We can select a random element from an arbitrary sized list (i.e. no need to ever store the list length) in just slightly more than 1 pass (~1.0000000005 passes) by using the following method - For each element in the list, generate a random number \(r\) . If \(r\) is greater than the greatest random number yet seen, abandon any current picks and pick the current element. If \(r\) ties the largest random number already seen, then add the current element to the picks. Otherwise, ignore the current element and move on. At the end of the scan, if only a single element is picked, select it. Otherwise recursively select a random element from the list of picks.

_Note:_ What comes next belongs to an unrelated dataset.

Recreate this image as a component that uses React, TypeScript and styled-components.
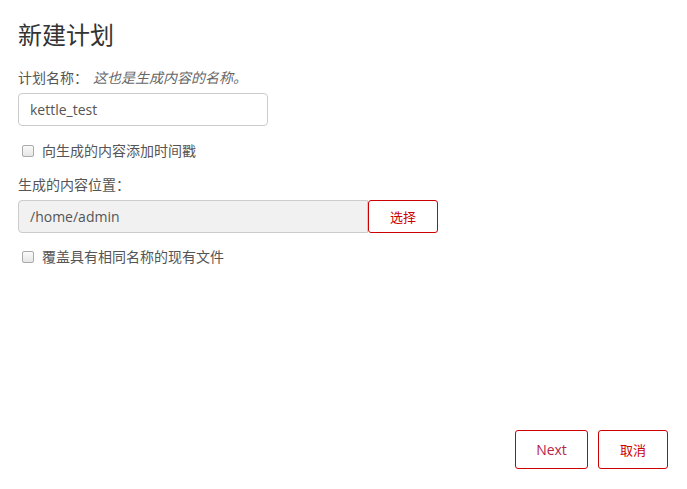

let method3 lst (rng : Random) =
    let rec step remaining picks top =
        match (remaining, picks) with
        | ([], []) -> failwith "Don't pass empty list"
        //  if only 1 element is picked, this is the result
        | ([], [p]) -> p
        // if multiple elements are picked, select randomly from them
        | ([], ps) -> step ps [] -1
        | (h :: t, ps) ->
            match rng.Next() with
            // if RNG makes new top number, picks list is reset
            | n when n > top -> step t [h] n
            // if RNG ties top number, add current element to picks list
            | n when n = top -> step t (h::ps) top
            // otherwise ignore and move to next element
            | _ -> step t ps top
    step lst [] -1

time method3 intData (Random(100)) |> snd |> printfn "ints %A"
time method3 strData (Random(100)) |> snd |> printfn "strs %A"
// ints 00:00:00.2223620
// strs 00:00:00.2549300

A note on benchmarks

So method 1 is the clear winner, right? Although it’s the worst approach in terms of algorithmic efficiency, this method can actually be quite fast in practice when all memory accesses are sequential and there are few cache misses. Changing the data type to something larger, or using a list that’s spread out more in memory, will have significant impact on the runtime. We see this a bit in the (contrived, limited) benchmark presented - method 1 sees a > 2x slowdown for ints vs strings. Methods 2 and 3 are affected much less by this. As always, you need to test…

Timings are from F# 3.1, .NET 4.5.1, Intel Core i7 2.7 GHz, Windows 8.1, release mode build, targeting x86 (results were significantly different when targeting x64, try it!).